We are shifting house next weekend. Shilpi has been toiling night and day cleaning and packing. It's inspiring -- to put it mildly -- to see her do it so methodically. Sorting, packing, labelling. One particular thing she has been doing is both heart wrenching and overwhelming in its importance. She has been ruthlessly rejecting a lot of stuff that we had been carrying around only because of their emotion value: old notes, paper reprints, letters, cards, magazines, old clothes, pram, cradle etc. Our shifting will be simpler and lighter. Our new house will be more empty. If we decide to get new things to fill that emptiness -- good; if not -- even better.
Hm. What else can be thrown out, to make moving about and moving on easier?

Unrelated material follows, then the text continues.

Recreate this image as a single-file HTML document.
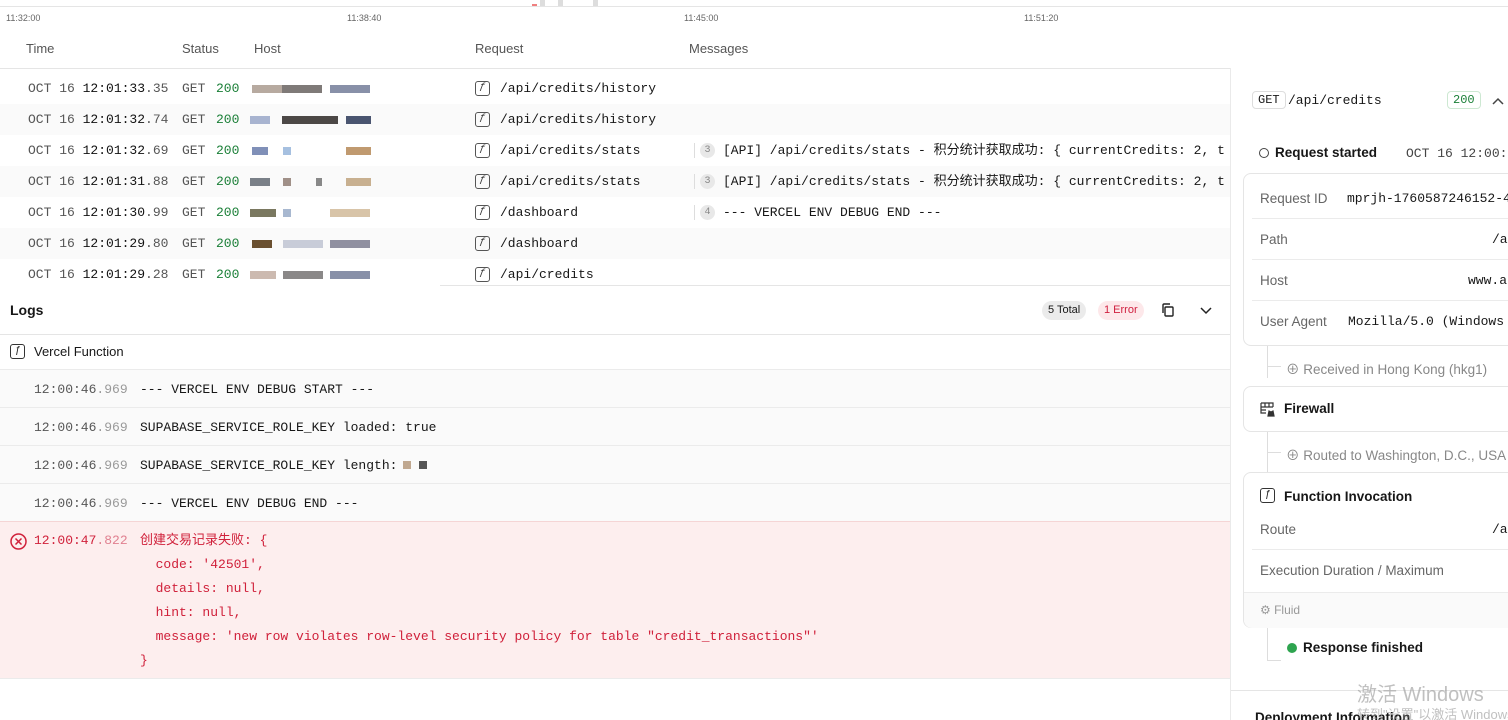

I have been blessed to have got a large number of friends. But that's not been without hurts. I have met plenty of imposters who have simply occupied a space in my memory, and decided to go their own ways. Friendships which never happened don't hurt. I prefer strangers who meet you for a short while and go their own ways with no false promises. But there are those who would swear by their friendship if I met them. But to meet them, or get in touch, it would take me every ounce of my being. There are those from whom I have never heard, not with a single exception. And yet, when I have done the harder job of travelling long miles, negotiating complex schedules, to reach them, their only input to the relation has been an eloquent description of how much they treasure their friendship with me. They won't reply to my mails. They would never call. They would quietly visit my city and go without even calling. I would come to know of it through facebook. Change of jobs, birth and bereavement -- every major happening in their lives, I come to know from the grapevine, from the social networking sites. In some cases, I have even had friends moving in and living in the same city for years together, without bothering to communicate. Any voice raised on this matter would be quickly silenced with unquestionable excuse of busy-ness.
I too have decided to cut some of this crap out from my life. Crap that sits in my heart in the form of friendships and relations which have just occupied a corner of my memories without being a source of any gratification.
In the end of the day, it's a thankless job to be seen as that harmless and patient friend who will always be there for you whether you care or not, year after year. Sometimes, even I would like to speak my mind, without thinking too much about my tone. Without gulping the very gist of my emotion in order to be politically correct. Last weekend, I liberated an imposter who had been swearing by my friendship for 13 years, but for sure had no place for me in his thoughts.
I feel happy and light! And please, don't ask me if I am counting you as one of them, just because you haven't been writing to me every week. :) I think, if you know me, you know me to do better than that. And yes. One advice. Preserve your friendships. But only the true ones. Send out Good-bye cards to the imposters. And live with light heart with space for new friendships.